Because of their structure, FPCUs are nimble. Their responses to increases in aid will be calculated quickly by evaluating the potential for growth in enrollment, the cost of educating these students, the potential income generated from these students, and a host of regulatory considerations. At the end of the day, a for-profit college is going to act in whatever way will maximize its profits given the increased aid. Obviously, making a profit isn't inherently bad, especially if the profit comes from increased access to useful postsecondary training for more students.

The Department of Education already has regulations in place to curb bad behavior at FPCUs. The so-called "90/10 rule," which limits the amount of revenue a for-profit can receive from federal aid programs, was initially passed to keep prices down. Nonetheless, there is mounting evidence that for-profits are artificially increasing their prices to simply capture student aid. Research produced by Stephanie Cellini and Claudia Goldin, Christopher Lau, and the New York Federal Reserve all suggest the Bennett Hypothesis holds true at for-profit colleges. In this research published in the last two years, these scholars all have found evidence that FPCUs are capturing federal student aid as increased profits.

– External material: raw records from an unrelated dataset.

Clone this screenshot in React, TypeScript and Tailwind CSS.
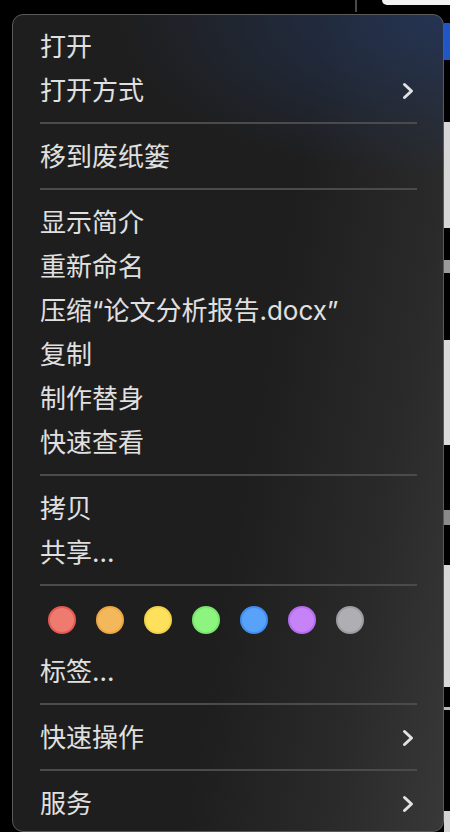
const FONT = "font-['Inter','Noto_Sans_CJK_SC',sans-serif]";

type Row =
  | { kind: "item"; label: string; sub?: boolean }
  | { kind: "sep" }
  | { kind: "tags" };

const rows: Row[] = [
  { kind: "item", label: "打开" },
  { kind: "item", label: "打开方式", sub: true },
  { kind: "sep" },
  { kind: "item", label: "移到废纸篓" },
  { kind: "sep" },
  { kind: "item", label: "显示简介" },
  { kind: "item", label: "重新命名" },
  { kind: "item", label: "压缩“论文分析报告.docx”" },
  { kind: "item", label: "复制" },
  { kind: "item", label: "制作替身" },
  { kind: "item", label: "快速查看" },
  { kind: "sep" },
  { kind: "item", label: "拷贝" },
  { kind: "item", label: "共享..." },
  { kind: "sep" },
  { kind: "tags" },
  { kind: "item", label: "标签..." },
  { kind: "sep" },
  { kind: "item", label: "快速操作", sub: true },
  { kind: "sep" },
  { kind: "item", label: "服务", sub: true },
];

const tagColors = [
  "bg-[#ee7a70] border-[#e35a50]",
  "bg-[#f4b85c] border-[#eea743]",
  "bg-[#fde15c] border-[#f2d34a]",
  "bg-[#8cf47f] border-[#78e76c]",
  "bg-[#58a2fa] border-[#3f8ef0]",
  "bg-[#c682f7] border-[#b56cef]",
  "bg-[#afaeb2] border-[#9d9ca0]",
];

function Chevron() {
  return (
    <svg width="12" height="18" viewBox="0 0 12 18" className="mr-[3px]">
      <polyline
        points="2.5,2.5 9.5,9 2.5,15.5"
        fill="none"
        stroke="#e2e2e2"
        strokeWidth="3"
        strokeLinecap="round"
        strokeLinejoin="round"
      />
    </svg>
  );
}

// stuff of the Finder window peeking out on the right
const strip = [
  { h: 9, c: "bg-black" },
  { h: 37, c: "bg-[#2156c6]" },
  { h: 62, c: "bg-black" },
  { h: 106, c: "bg-[#d6d6d6]" },
  { h: 32, c: "bg-black" },
  { h: 13, c: "bg-[#9a9a9a]" },
  { h: 67, c: "bg-black" },
  { h: 105, c: "bg-[#dadada]" },
  { h: 65, c: "bg-black" },
  { h: 15, c: "bg-[#8a8a8a]" },
  { h: 40, c: "bg-black" },
  { h: 122, c: "bg-[#d8d8d8]" },
  { h: 20, c: "bg-black" },
  { h: 3, c: "bg-[#bbbbbb]" },
  { h: 101, c: "bg-black" },
  { h: 30, c: "bg-[#d4d4d4]" },
];

export default function App() {
  return (
    <div className={`w-[450px] h-[832px] bg-black overflow-hidden flex flex-col ${FONT}`}>
      <div className="h-[14px] flex items-start shrink-0">
        <div className="ml-[355px] w-[2px] h-[12px] bg-[#4a4a4a]" />
        <div className="ml-[25px] w-[68px] h-[5px] bg-[#f2f2f2] rounded-bl-[5px]" />
      </div>
      <div className="flex flex-1 min-h-0">
        <div className="w-[12px] shrink-0" />
        <div className="w-[432px] shrink-0 h-[818px] rounded-[11px] border border-[#5a5a5a] bg-[radial-gradient(ellipse_75%_20%_at_100%_0%,rgba(36,54,90,0.85)_0%,rgba(36,54,90,0)_100%),linear-gradient(100deg,#1e1e1e_55%,#2a2a2a_80%,#383838_100%)] pt-[9px] pb-[5px] pr-[26px] pl-[27px] text-[#e0e0e0] text-[26px]">
          {rows.map((r, i) => {
            if (r.kind === "sep")
              return (
                <div key={i} className="h-[22px] flex items-center">
                  <div className="h-[2px] w-full bg-[#4b4b4b]" />
                </div>
              );
            if (r.kind === "tags")
              return (
                <div key={i} className="h-[53px] pt-[10px] pl-[8px] flex gap-[20px]">
                  {tagColors.map((c) => (
                    <div key={c} className={`w-[28px] h-[28px] rounded-full border-2 ${c}`} />
                  ))}
                </div>
              );
            return (
              <div key={i} className="h-[44px] flex items-center justify-between pt-[1px] leading-none">
                <span>{r.label}</span>
                {r.sub && <Chevron />}
              </div>
            );
          })}
        </div>
        <div className="flex-1 flex flex-col">
          {strip.map((s, i) => (
            <div key={i} className={`shrink-0 ${s.c}`} style={{ height: s.h }} />
          ))}
        </div>
      </div>
    </div>
  );
}
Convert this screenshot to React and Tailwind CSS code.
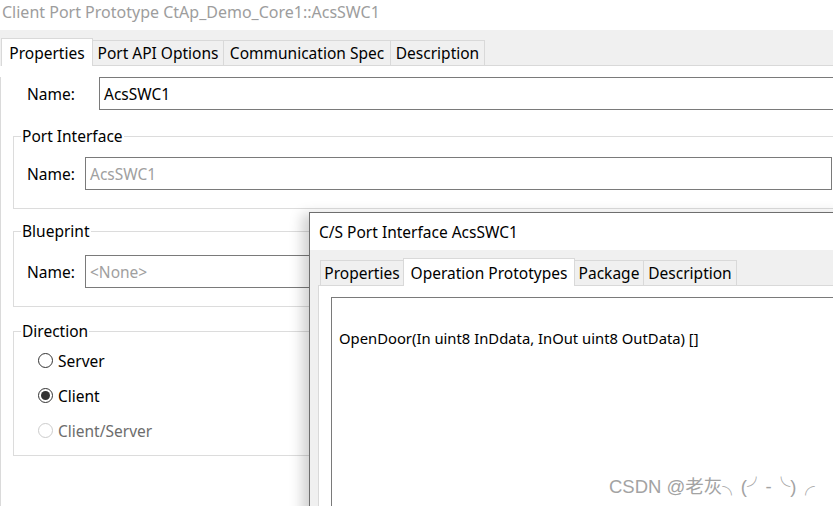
function Tab({ label, selected, w, first }) {
  if (selected) {
    return (
      <div className={`relative z-10 -ml-[1px] h-[28px] ${w} shrink-0 bg-white border-t border-l border-r border-[#d9d9d9] flex items-center justify-center leading-[20px]`}>
        {label}
      </div>
    );
  }
  return (
    <div className={`h-[26px] ${w} shrink-0 bg-[#f0f0f0] border-t border-r border-b ${first ? "border-l" : ""} border-[#d9d9d9] flex items-center justify-center leading-[20px]`}>
      {label}
    </div>
  );
}

function TabStrip({ children, lead }) {
  return (
    <div className="flex items-end h-[36px] bg-[#f0f0f0]">
      {lead}
      {children}
      <div className="flex-1 border-b border-[#d9d9d9]" />
    </div>
  );
}

function Radio({ checked, disabled, label }) {
  return (
    <div className="flex items-center h-[35px] pl-[17px]">
      <div
        className={`w-[15px] h-[15px] rounded-full border flex items-center justify-center bg-white ${
          disabled ? "border-[#cccccc]" : "border-[#333333]"
        }`}
      >
        {checked && <div className="w-[9px] h-[9px] rounded-full bg-[#333333]" />}
      </div>
      <span className={`ml-[5px] leading-[20px] ${disabled ? "text-[#6d6d6d]" : "text-black"}`}>{label}</span>
    </div>
  );
}

export default function App() {
  return (
    <div className="relative w-[833px] h-[506px] overflow-hidden bg-white text-black font-['Noto_Sans',sans-serif] text-[15.5px]">
      {/* Window title */}
      <div className="h-[30px] pl-[2px] leading-[24px] text-[16px] text-[#9d9d9d] whitespace-nowrap">
        Client Port Prototype CtAp_Demo_Core1::AcsSWC1
      </div>

      {/* Main tabs */}
      <TabStrip>
        <Tab label="Properties" selected w="w-[92px] ml-[1px]" />
        <Tab label="Port API Options" w="w-[131px]" />
        <Tab label="Communication Spec" w="w-[167px]" />
        <Tab label="Description" w="w-[94px]" />
      </TabStrip>

      {/* Main pane */}
      <div className="border-l border-[#dadada] h-[450px] w-[900px]">
        <div className="flex items-center mt-[11px] pl-[26px] h-[33px] whitespace-nowrap">
          <span className="w-[72px] leading-[20px]">Name:</span>
          <div className="h-[33px] w-[760px] border border-[#7a7a7a] flex items-center pl-[4px] leading-[20px]">
            AcsSWC1
          </div>
        </div>

        <fieldset className="ml-[12px] mt-[16px] w-[840px] border border-[#dcdcdc] pl-[7px] pb-[18px]">
          <legend className="px-[1px] leading-[20px]">Port Interface</legend>
          <div className="flex items-center mt-[11px] pl-[6px]">
            <span className="w-[58px] leading-[20px]">Name:</span>
            <div className="h-[33px] w-[747px] border border-[#7a7a7a] flex items-center pl-[4px] leading-[20px] text-[#a0a0a0]">
              AcsSWC1
            </div>
          </div>
        </fieldset>

        <fieldset className="ml-[12px] mt-[12px] w-[840px] border border-[#dcdcdc] pl-[7px] pb-[18px]">
          <legend className="px-[1px] leading-[20px]">Blueprint</legend>
          <div className="flex items-center mt-[14px] pl-[6px]">
            <span className="w-[58px] leading-[20px]">Name:</span>
            <div className="h-[33px] w-[747px] border border-[#7a7a7a] flex items-center pl-[4px] leading-[20px] text-[#a0a0a0]">
              &lt;None&gt;
            </div>
          </div>
        </fieldset>

        <fieldset className="ml-[12px] mt-[14px] w-[840px] border border-[#dcdcdc] pl-[7px] pb-[7px]">
          <legend className="px-[1px] leading-[20px]">Direction</legend>
          <div className="mt-[2px]">
            <Radio label="Server" />
            <Radio label="Client" checked />
            <Radio label="Client/Server" disabled />
          </div>
        </fieldset>
      </div>

      {/* Overlapping dialog */}
      <div className="absolute left-[309px] top-[212px] w-[540px] h-[310px] border border-[#6e6e6e] bg-[#f0f0f0] shadow-[-7px_2px_12px_rgba(0,0,0,0.18)]">
        <div className="h-[37px] bg-white flex items-center pl-[9px] leading-[20px] whitespace-nowrap">
          C/S Port Interface AcsSWC1
        </div>
        <div className="pl-[8px]">
          <TabStrip lead={<div className="w-[2px] border-b border-[#d9d9d9]" />}>
            <Tab label="Properties" first w="w-[84px]" />
            <Tab label="Operation Prototypes" selected w="w-[172px]" />
            <Tab label="Package" w="w-[69px]" />
            <Tab label="Description" w="w-[93px]" />
          </TabStrip>
          <div className="border-l border-[#d9d9d9] bg-white h-[300px] pl-[12px] pt-[11px]">
            <div className="border border-[#7a7a7a] h-[300px] pl-[7px] pt-[30px] leading-[20px] text-[14.8px] whitespace-nowrap">
              OpenDoor(In uint8 InDdata, InOut uint8 OutData) []
            </div>
          </div>
        </div>
      </div>

      {/* Watermark */}
      <div className="absolute left-[609px] top-[475px] text-[18.5px] leading-[24px] text-[#a3a3a3] whitespace-nowrap font-['Liberation_Sans','Noto_Sans_CJK_SC',sans-serif]">
        CSDN @老灰╮(╯-╰)╭
      </div>
    </div>
  );
}
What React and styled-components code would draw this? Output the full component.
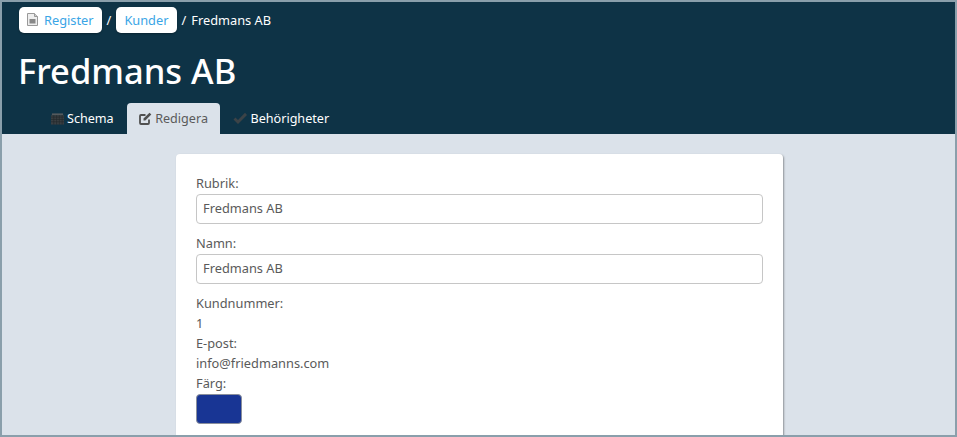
import React from 'react'
import styled, { createGlobalStyle } from 'styled-components'

const Global = createGlobalStyle`
  html, body { margin: 0; padding: 0; height: 100%; overflow: hidden; }
  body { font-family: "Noto Sans", "Open Sans", sans-serif; font-size: 12.8px; color: #5a5a5a; }
  * { box-sizing: border-box; }
`

const Frame = styled.div`
  width: 957px;
  height: 437px;
  border: 2px solid #8a9fab;
  background: #dbe2ea;
  overflow: hidden;
`

const Header = styled.header`
  height: 132px;
  background: #0e3346;
  padding: 5px 17px 0;
  display: flex;
  flex-direction: column;
`

const Crumbs = styled.nav`
  display: flex;
  align-items: center;
  height: 26px;
  color: #fff;
`

const Crumb = styled.a`
  display: flex;
  align-items: center;
  gap: 6px;
  height: 26px;
  padding: 0 8px 1px;
  background: #fff;
  border-radius: 5px;
  color: #3aa5e6;
  box-shadow: 0 1px 2px rgba(0, 0, 0, 0.3);
`

const Sep = styled.span`
  margin: 0 5px;
`

const Title = styled.h1`
  margin: 15px 0 0 -1px;
  height: 46px;
  line-height: 46px;
  font-size: 34.5px;
  font-weight: 500;
  color: #fff;
`

const Tabs = styled.div`
  display: flex;
  gap: 1.5px;
  margin-top: 9px;
  padding-left: 20px;
`

const Tab = styled.a`
  display: flex;
  align-items: center;
  gap: 3px;
  height: 31px;
  padding: 0 12px 1px;
  font-size: 12.6px;
  border-radius: 4px 4px 0 0;
  background: ${({ $active }) => ($active ? '#dbe2ea' : 'transparent')};
  color: ${({ $active }) => ($active ? '#5a5a5a' : '#fff')};
`

const Main = styled.main`
  display: flex;
  justify-content: center;
  padding: 20px 0 0 3px;
  margin-left: -1px;
`

const Card = styled.section`
  width: 607px;
  height: 300px;
  padding: 19px 20px;
  background: #fff;
  border-radius: 4px;
  box-shadow: 1px 1px 2px rgba(0, 0, 0, 0.35);
`

const Row = styled.div`
  height: 20px;
  line-height: 20px;
`

const Input = styled.input`
  display: block;
  width: 567px;
  height: 30px;
  margin: 1px 0 9px;
  padding: 0 6px 2px;
  font: inherit;
  color: #5a5a5a;
  background: #fff;
  border: 1px solid #c6c6c6;
  border-radius: 4px;
`

const Swatch = styled.div`
  width: 46px;
  height: 30px;
  margin-top: 1px;
  background: #183594;
  border: 1px solid #8a8f9c;
  border-radius: 4px;
`

const FileIcon = () => (
  <svg width="11" height="13" viewBox="0 0 11 13">
    <path d="M.5.5h7l3 3v9H.5z" fill="#eee" stroke="#999" />
    <path d="M7.5.5v3h3" fill="#ccc" stroke="#999" />
    <rect x="2.5" y="6" width="6" height="4.5" fill="#888" />
  </svg>
)

const CalendarIcon = () => (
  <svg width="13" height="13" viewBox="0 0 14 13">
    <path d="M1 1h12v2H1z" fill="#555a5d" />
    <rect x="0" y="3" width="14" height="10" fill="#3a3f42" />
    <path d="M0 5h14M0 7.500h14M0 10h14M3 3v10M6 3v10M9 3v10M12 3v10" stroke="#22282c" strokeWidth=".7" />
  </svg>
)

const EditIcon = () => (
  <svg width="13" height="13" viewBox="0 0 13 13" fill="none">
    <path d="M10 7.500V11a1 1 0 0 1-1 1H2a1 1 0 0 1-1-1V4a1 1 0 0 1 1-1h4.500" stroke="#505050" strokeWidth="1.8" />
    <path d="M4.500 6.500 10.500 .8l1.800 1.800-6 5.900H4.500z" fill="#505050" />
  </svg>
)

const CheckIcon = () => (
  <svg width="14" height="13" viewBox="0 0 14 13">
    <path d="M.5 7.500 5 12 14 3 12 .8 5 8 2.500 5.500z" fill="#3c4347" />
  </svg>
)

export default function App() {
  return (
    <Frame>
      <Global />
      <Header>
        <Crumbs>
          <Crumb><FileIcon />Register</Crumb>
          <Sep>/</Sep>
          <Crumb>Kunder</Crumb>
          <Sep>/</Sep>
          <span>Fredmans AB</span>
        </Crumbs>
        <Title>Fredmans AB</Title>
        <Tabs>
          <Tab><CalendarIcon />Schema</Tab>
          <Tab $active><EditIcon />Redigera</Tab>
          <Tab><CheckIcon />Behörigheter</Tab>
        </Tabs>
      </Header>
      <Main>
        <Card>
          <Row>Rubrik:</Row>
          <Input defaultValue="Fredmans AB" />
          <Row>Namn:</Row>
          <Input defaultValue="Fredmans AB" />
          <Row>Kundnummer:</Row>
          <Row>1</Row>
          <Row>E-post:</Row>
          <Row>info@friedmanns.com</Row>
          <Row>Färg:</Row>
          <Swatch />
        </Card>
      </Main>
    </Frame>
  )
}
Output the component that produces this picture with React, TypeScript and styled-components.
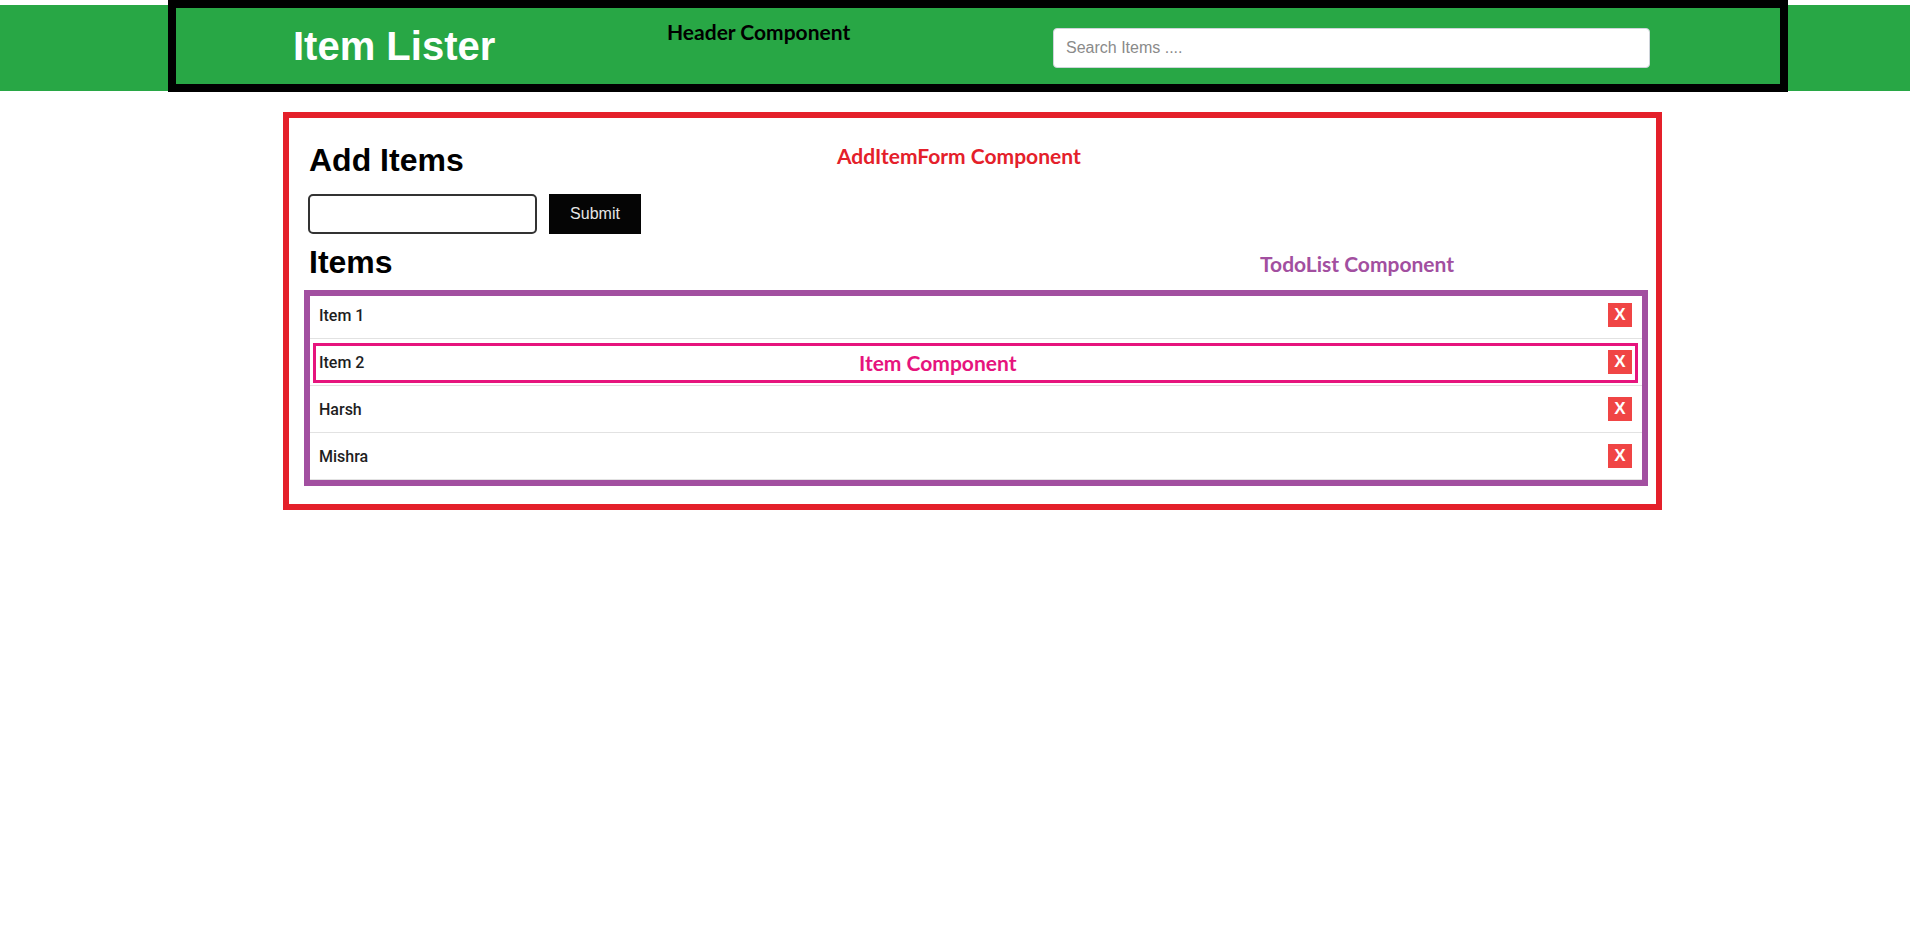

The solution may lie in increased regulation, higher accreditation standards, and more transparency. To ensure any increases in revenue produced from higher aid are not merely being captured as profits, the Department of Education might consider setting a baseline percentage of total revenue that must be used on educational expenditures. This would ensure any rises in prices result in a better education for students, not profits for colleges. To prevent FPCUs from creating dubious educational costs to meet such a minimum, accreditation would need to be more stringent and account for these expenditures.

Accrediting bodies must ensure FPCUs are spending money on worthwhile educational expenses and doing so efficiently and in the best interests of students. Moreover, creating more transparency in the accrediting process and the resulting findings would make both the for-profit college and the accrediting agency publicly accountable for effective use of federal student aid.

The pass-through of student aid to FPCUs as profits is a troublesome problem that needs a solution. No matter how the federal government chooses to combat this, policies should be well thought out and deliberate in action. A continued push to better understand how FPCUs interact with federal aid can help develop ways to identify those seeking to make large profits off students and taxpayers without producing well-trained graduates. Enhancing our ability to identify the specific for-profit colleges that are fleecing students will allow us to provide the space for well-intentioned proprietary colleges that contribute valuable workers to the American economy to exist, and to help students access this necessary training.